In principle, high debt can throw this economic expansion off course. But it is important to keep such risks in perspective. Banks in Germany and elsewhere in Europe are under pressure, of course, due to massive fines and tough regulations. Both are bad news for those banks’ shareholders, but that’s not the same as being bad for the economy. Tough regulations were meant to make the banks much less vulnerable to collapse, much less reliant on government bail-out, and that is what they have done. In China, although debt levels are high, nominal GDP is still growing far faster than other major economies, which makes it much easier to cope with that debt. China’s challenge is not directly about debt, it is about keeping rapid growth. In recent years that has been achieved at the cost of exporting deflation to the rest of the world, but the recent signs of rising prices suggest that is changing for the better.
What does this mean for investors?
On a medium term view into next year, this picture is good news for equities. But there is a sting in the tail that risks short term pain in the next few months. Central banks around the world have been focused on debt and deflation risk, and still do not expect that inflation is coming back. Negative or ultra-low interest rates reflect their pessimism. But just recently, it seems that investors are starting to lose faith in the central banks. Across the summer months, if you lent money to the German government for ten years, you were guaranteed to be repaid less than you invested, because the bond yield was negative.

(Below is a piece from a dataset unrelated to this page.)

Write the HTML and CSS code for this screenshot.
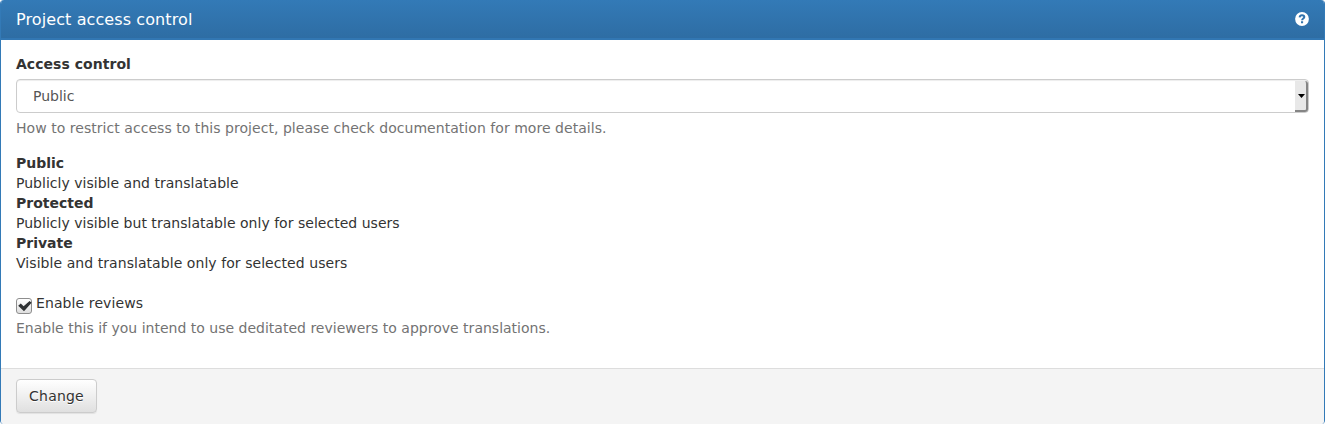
FILE: index.html
```html
<!DOCTYPE html>
<html lang="en">
<head>
<meta charset="utf-8">
<title>Project access control</title>
<link rel="stylesheet" href="styles.css">
</head>
<body>
<form class="panel">
  <header class="panel-heading">
    <h4 class="panel-title">Project access control</h4>
    <svg class="help" viewBox="0 0 14 14" aria-label="Help"><circle cx="7" cy="7" r="6.9" fill="#fff"/><path d="M4.6 5.4C4.8 4 5.7 3.3 7 3.3c1.3 0 2.3.8 2.3 1.8C9.3 6.6 7.1 6.5 7.1 8.3" fill="none" stroke="#3173ad" stroke-width="2"/><path d="M6 9.2h2.1v2H6z" fill="#3173ad"/></svg>
  </header>
  <div class="panel-body">
    <label class="label">Access control</label>
    <div class="select"><span class="value">Public</span><span class="arrow"><svg viewBox="0 0 7 4"><path d="M0 0h7L3.5 4z"/></svg></span></div>
    <p class="hint access-hint">How to restrict access to this project, please check documentation for more details.</p>
    <dl class="levels">
      <dt>Public</dt><dd>Publicly visible and translatable</dd>
      <dt>Protected</dt><dd>Publicly visible but translatable only for selected users</dd>
      <dt>Private</dt><dd class="private">Visible and translatable only for selected users</dd>
    </dl>
    <div class="check"><span class="box"><svg viewBox="0 0 16 16"><path d="M2.2 7.8L4.8 5.6 7.6 8.3 13.6 3 15.6 4.7 8 13.3z" fill="#2e3133"/></svg></span><label>Enable reviews</label></div>
    <p class="hint">Enable this if you intend to use deditated reviewers to approve translations.</p>
  </div>
  <footer class="panel-footer"><button type="button" class="button">Change</button></footer>
</form>
</body>
</html>
```
FILE: styles.css
```css
* { box-sizing: border-box; }
body {
  margin: 0;
  background: #fff;
  color: #333;
  font: 14px/20px "DejaVu Sans", sans-serif;
}
.panel {
  height: 424px;
  display: flex;
  flex-direction: column;
  border: solid #337ab7;
  border-width: 0 1px;
  border-radius: 4px;
  overflow: hidden;
  box-shadow: 0 1px 2px rgba(0, 0, 0, .05);
}
.panel-heading {
  height: 40px;
  padding: 0 15px;
  display: flex;
  align-items: center;
  justify-content: space-between;
  color: #fff;
  background: linear-gradient(#337ab7, #2e6da4);
  border-bottom: 2px solid #3277b3;
}
.panel-title {
  margin: 0;
  padding-top: 2px;
  font-size: 16px;
  font-weight: 400;
  line-height: 18px;
  letter-spacing: .1px;
}
.help { width: 14px; height: 14px; }
.panel-body { flex: 1; padding: 14px 15px 0; }
.label { display: block; font-weight: 700; margin-bottom: 5px; letter-spacing: .04px; }
.select {
  height: 34px;
  display: flex;
  justify-content: space-between;
  align-items: center;
  padding-left: 16px;
  color: #555;
  border: 1px solid #ccc;
  border-radius: 4px;
  box-shadow: inset 0 1px 1px rgba(0, 0, 0, .075);
}
.arrow {
  width: 13px;
  height: 31px;
  display: flex;
  align-items: center;
  justify-content: center;
  background: #e8e8e8;
  border: solid #858585;
  border-width: 0 2px 2px 0;
  border-radius: 0 3px 3px 0;
}
.arrow svg { width: 7px; height: 4px; margin: 2px 0 0 1px; }
.hint { margin: 5px 0 0; color: #737373; letter-spacing: .005px; }
.access-hint { letter-spacing: .042px; }
.levels { margin: 15px 0 20px; }
.levels dt { font-weight: 700; }
.levels dd { margin: 0; letter-spacing: .02px; }
.levels .private { letter-spacing: .06px; }
.check { display: flex; height: 20px; gap: 4px; letter-spacing: .1px; }
.box {
  width: 16px;
  height: 16px;
  margin-top: 5px;
  border: 1px solid #8e8e8e;
  border-radius: 3px;
  background: linear-gradient(#fff, #dedede);
}
.box svg { display: block; width: 16px; height: 16px; margin: -1px; }
.panel-footer {
  height: 56px;
  padding: 10px 15px;
  background: #f4f4f4;
  border-top: 1px solid #ddd;
}
.button {
  width: 81px;
  height: 34px;
  padding: 0;
  display: block;
  color: #333;
  font: inherit;
  letter-spacing: .2px;
  text-shadow: 0 1px 0 #fff;
  background: linear-gradient(#fff, #e0e0e0);
  border: 1px solid #ccc;
  border-radius: 4px;
  box-shadow: inset 0 1px 0 rgba(255, 255, 255, .15), 0 1px 1px rgba(0, 0, 0, .075);
}
```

Over the last couple of weeks, that has started to change, with the yield edging back to a small positive figure, as investors begin to doubt the central bankers’ view of the world. And that is despite the billions of Euros-worth of bonds being purchased by the European Central Bank every month.
If the economy keeps growing, as we expect, and the debt dangers fade, then inflation rates and bond yields will likely all be rising in coming months. That can mean some short term pain for equities before the good news about growth is able to dominate again later on. And if by any chance there is an unexpected result at the US election on November 8th and Donald Trump wins, that would add to uncertainty about policy and likely cause more short-term weakness. All this suggests that it is now time to actively consider a significant reduction in equity exposure in portfolios.